Grants: What Happens Before The NOFO?

Word gets to you that the federal government is making grants for your type of work. Your search of grants.gov turns up a program that sounds like it is right for your organization. It’s all there, all spelled out for you. What more is there to know?

It turns out there is a lot more to know. Nonprofit managers ought to understand the steps that have led the federal agency to invite bids to do work. (A proposal is what a federal grant really is, an invitation to do work the government has decided it wants to do.) Those steps contain a lot of information that can help your organization make a strong case for an award.

Federal funding starts off as legislative action. Someone in Congress sponsored a bill that went to a committee that had hearings (perhaps) and sent it on to a vote. If it passed, it became part of a government plan or program and went to a federal department, such as the Department of Housing and Urban Development, to implement. This “legislative history” can yield important and helpful information you can use to prepare your bid. The Library of Congress online search service is a good place to start.

“The federal department in charge of carrying out the program will likely post a lot of useful information about its own grant opportunities as well as stories of the impact it has had with previous grants,” according to Thomas Boyd, chief editorial consultant for The Grantsmanship Center. Savvy proposal writers will look at what the agency has done with its money, what it wants to “brag about,” and will use that information to guide the development of a new application. 
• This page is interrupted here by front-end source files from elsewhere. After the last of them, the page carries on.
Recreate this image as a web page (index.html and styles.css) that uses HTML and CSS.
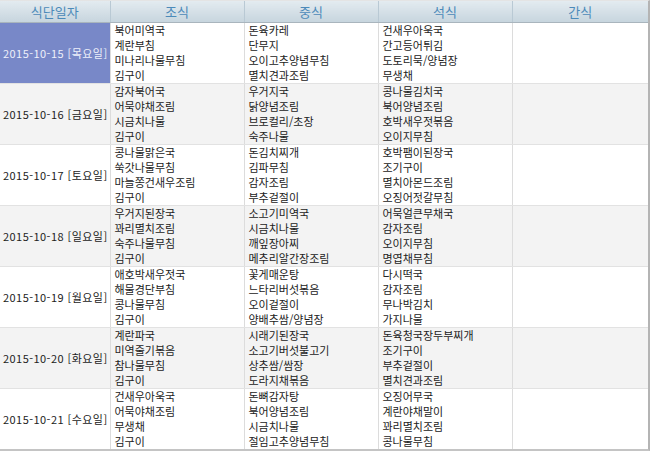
FILE: index.html
```html
<!DOCTYPE html>
<html lang="ko">
<head>
<meta charset="utf-8">
<title>식단</title>
<link rel="stylesheet" href="styles.css">
</head>
<body>
<div class="wrap">
<table class="menu">
  <colgroup>
    <col class="c-date"><col class="c-meal"><col class="c-meal"><col class="c-meal"><col class="c-snack">
  </colgroup>
  <thead>
    <tr><th>식단일자</th><th>조식</th><th>중식</th><th>석식</th><th>간식</th></tr>
  </thead>
  <tbody>
    <tr class="sel">
      <td class="date">2015-10-15 [목요일]</td>
      <td>북어미역국<br>계란부침<br>미나리나물무침<br>김구이</td>
      <td>돈육카레<br>단무지<br>오이고추양념무침<br>멸치견과조림</td>
      <td>건새우아욱국<br>간고등어튀김<br>도토리묵/양념장<br>무생채</td>
      <td></td>
    </tr>
    <tr class="alt">
      <td class="date">2015-10-16 [금요일]</td>
      <td>감자북어국<br>어묵야채조림<br>시금치나물<br>김구이</td>
      <td>우거지국<br>닭양념조림<br>브로컬리/초장<br>숙주나물</td>
      <td>콩나물김치국<br>북어양념조림<br>호박새우젓볶음<br>오이지무침</td>
      <td></td>
    </tr>
    <tr>
      <td class="date">2015-10-17 [토요일]</td>
      <td>콩나물맑은국<br>쑥갓나물무침<br>마늘쫑건새우조림<br>김구이</td>
      <td>돈김치찌개<br>김파무침<br>감자조림<br>부추겉절이</td>
      <td>호박팸이된장국<br>조기구이<br>멸치아몬드조림<br>오징어젓갈무침</td>
      <td></td>
    </tr>
    <tr class="alt">
      <td class="date">2015-10-18 [일요일]</td>
      <td>우거지된장국<br>꽈리멸치조림<br>숙주나물무침<br>김구이</td>
      <td>소고기미역국<br>시금치나물<br>깨잎장아찌<br>메추리알간장조림</td>
      <td>어묵얼큰무채국<br>감자조림<br>오이지무침<br>명엽채무침</td>
      <td></td>
    </tr>
    <tr>
      <td class="date">2015-10-19 [월요일]</td>
      <td>애호박새우젓국<br>해물경단부침<br>콩나물무침<br>김구이</td>
      <td>꽃게매운탕<br>느타리버섯볶음<br>오이겉절이<br>양배추쌈/양념장</td>
      <td>다시떡국<br>감자조림<br>무나박김치<br>가지나물</td>
      <td></td>
    </tr>
    <tr class="alt">
      <td class="date">2015-10-20 [화요일]</td>
      <td>계란파국<br>미역줄기볶음<br>참나물무침<br>김구이</td>
      <td>시래기된장국<br>소고기버섯불고기<br>상추쌈/쌈장<br>도라지채볶음</td>
      <td>돈육청국장두부찌개<br>조기구이<br>부추겉절이<br>멸치견과조림</td>
      <td></td>
    </tr>
    <tr>
      <td class="date">2015-10-21 [수요일]</td>
      <td>건새우아욱국<br>어묵야채조림<br>무생채<br>김구이</td>
      <td>돈뼈감자탕<br>북어양념조림<br>시금치나물<br>절임고추양념무침</td>
      <td>오징어무국<br>계란야채말이<br>꽈리멸치조림<br>콩나물무침</td>
      <td></td>
    </tr>
  </tbody>
</table>
</div>
</body>
</html>
```
FILE: styles.css
```css
html, body {
  margin: 0;
  padding: 0;
  background: #ffffff;
}

.wrap {
  width: 648px;
  border-top: 1px solid #e4e4e4;
  border-right: 2px solid #b4b4b4;
  border-bottom: 2px solid #c4c4c4;
}

.menu {
  width: 648px;
  border-collapse: collapse;
  table-layout: fixed;
  font-family: "Noto Sans CJK KR", "Noto Sans", sans-serif;
  font-size: 11px;
  color: #222;
}

.c-date { width: 110px; }
.c-meal { width: 134px; }
.c-snack { width: 136px; }

.menu th {
  height: 21px;
  padding: 0;
  font-weight: normal;
  font-size: 13px;
  line-height: 16px;
  color: #4c8ab9;
  background: linear-gradient(#e3ebf0, #c7d5de);
  border-left: 1px solid #b9c9d4;
  border-bottom: 1px solid #a9b5bd;
  text-align: center;
  vertical-align: middle;
}

.menu th:first-child { border-left: none; }

.menu td {
  height: 60px;
  padding: 0 4px;
  line-height: 15px;
  vertical-align: middle;
  border-left: 1px solid #dcdcdc;
  border-bottom: 1px solid #e2e2e2;
  white-space: nowrap;
  overflow: hidden;
}

.menu td:first-child { border-left: none; }

.menu td.date {
  padding: 0 0 0 3px;
  color: #222;
  letter-spacing: 0.45px;
}

.menu tr.alt td { background: #f3f3f3; }

.menu tr.sel td.date {
  background: #7888c8;
  color: #eef0fa;
}

.menu tbody tr:last-child td { border-bottom: none; }
```
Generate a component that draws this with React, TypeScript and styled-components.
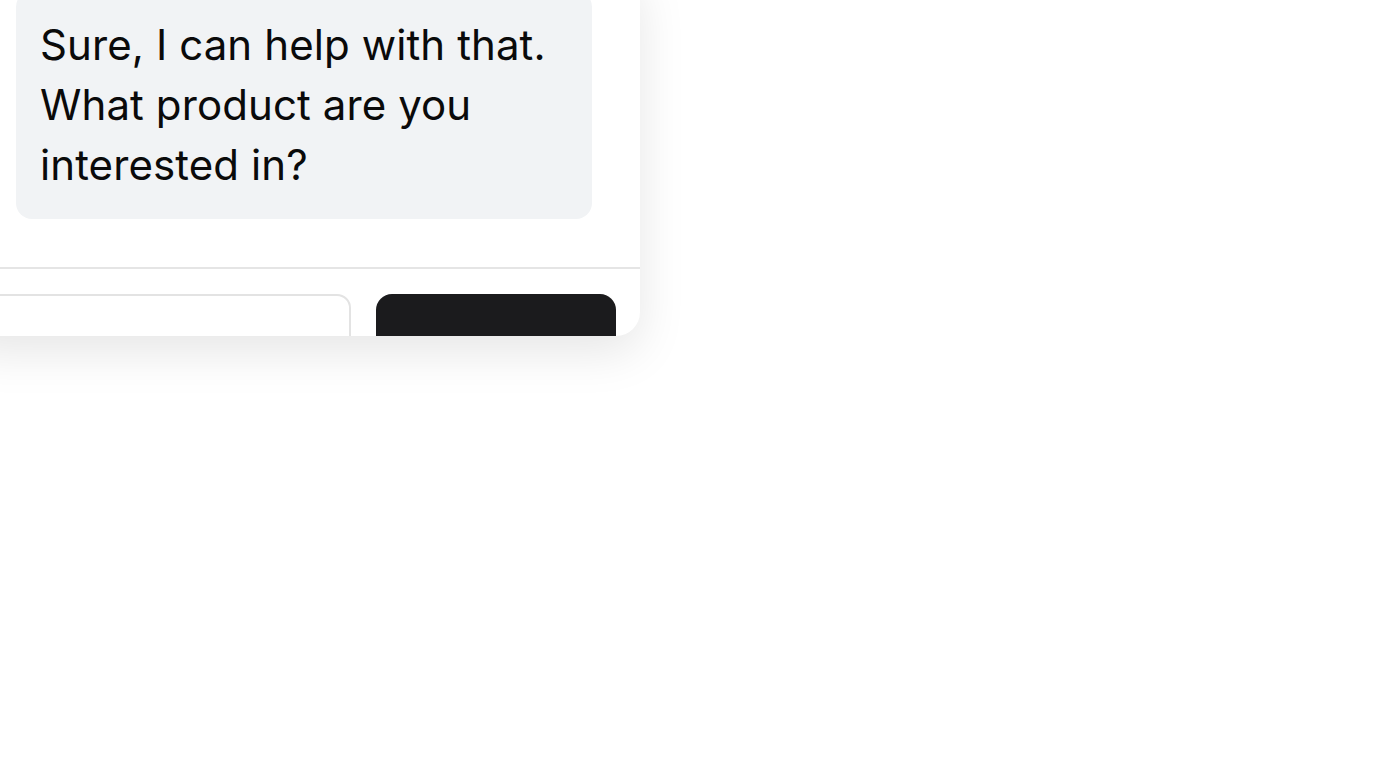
import React from "react";
import styled, { createGlobalStyle } from "styled-components";

const GlobalStyle = createGlobalStyle`
  html, body {
    margin: 0;
    padding: 0;
    background: #ffffff;
    overflow: hidden;
  }
  body {
    font-family: Inter, "Noto Sans", sans-serif;
  }
`;

const App: React.FC = () => {
  return (
    <Page>
      <GlobalStyle />
      <ChatPanel>
        <Messages>
          <Bubble>
            Sure, I can help with that.
            <br />
            What product are you
            <br />
            interested in?
          </Bubble>
        </Messages>
        <Composer>
          <MessageInput placeholder="" aria-label="Message" />
          <SendButton aria-label="Send" />
        </Composer>
      </ChatPanel>
    </Page>
  );
};

// Styled Components
const Page = styled.div`
  width: 1376px;
  height: 768px;
  overflow: hidden;
`;

const ChatPanel = styled.div`
  width: 680px;
  height: 369px;
  margin: -33px 0 0 -40px;
  background: #ffffff;
  border-radius: 24px;
  overflow: hidden;
  box-shadow: 0 16px 48px rgba(0, 0, 0, 0.1);
  display: flex;
  flex-direction: column;
`;

const Messages = styled.div`
  padding: 24px 48px 48px 56px;
  display: flex;
  flex-direction: column;
  align-items: flex-start;
`;

const Bubble = styled.div`
  width: 528px;
  padding: 24px;
  background: #f1f3f5;
  border-radius: 16px;
  color: #0a0a0a;
  font-size: 42px;
  line-height: 60px;
  letter-spacing: 0.1px;
  white-space: nowrap;
`;

const Composer = styled.div`
  display: flex;
  gap: 25px;
  padding: 25px 24px 24px 24px;
  border-top: 2px solid #e5e5e5;
`;

const MessageInput = styled.input`
  flex: 1;
  min-width: 0;
  height: 72px;
  box-sizing: border-box;
  border: 2px solid #e3e3e3;
  border-radius: 14px;
  outline: none;
  background: #ffffff;
  font-family: inherit;
  font-size: 32px;
`;

const SendButton = styled.button`
  flex: 0 0 240px;
  height: 72px;
  border: none;
  border-radius: 16px;
  background: #1b1b1d;
`;

export default App;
Don’t overlook the “related documents” or “supplemental materials” tabs when you open a grants.gov tab to read about the specific grant opportunity. You might find agency reports, application instructions, references to other grant resources, a webinar recording about the funding, etc. These all can help you understand more fully what the government wants to buy with its funding. 

And that might be the key to what’s behind the Notice of Funding Opportunity (NOFO) and what should be on your mind as you approach a federal application. The government spends money to get things done that it has already decided need to get done. Your nonprofit might be able to deliver the work but it’s going to be on federal terms, with government definitions, government guidelines and protocols.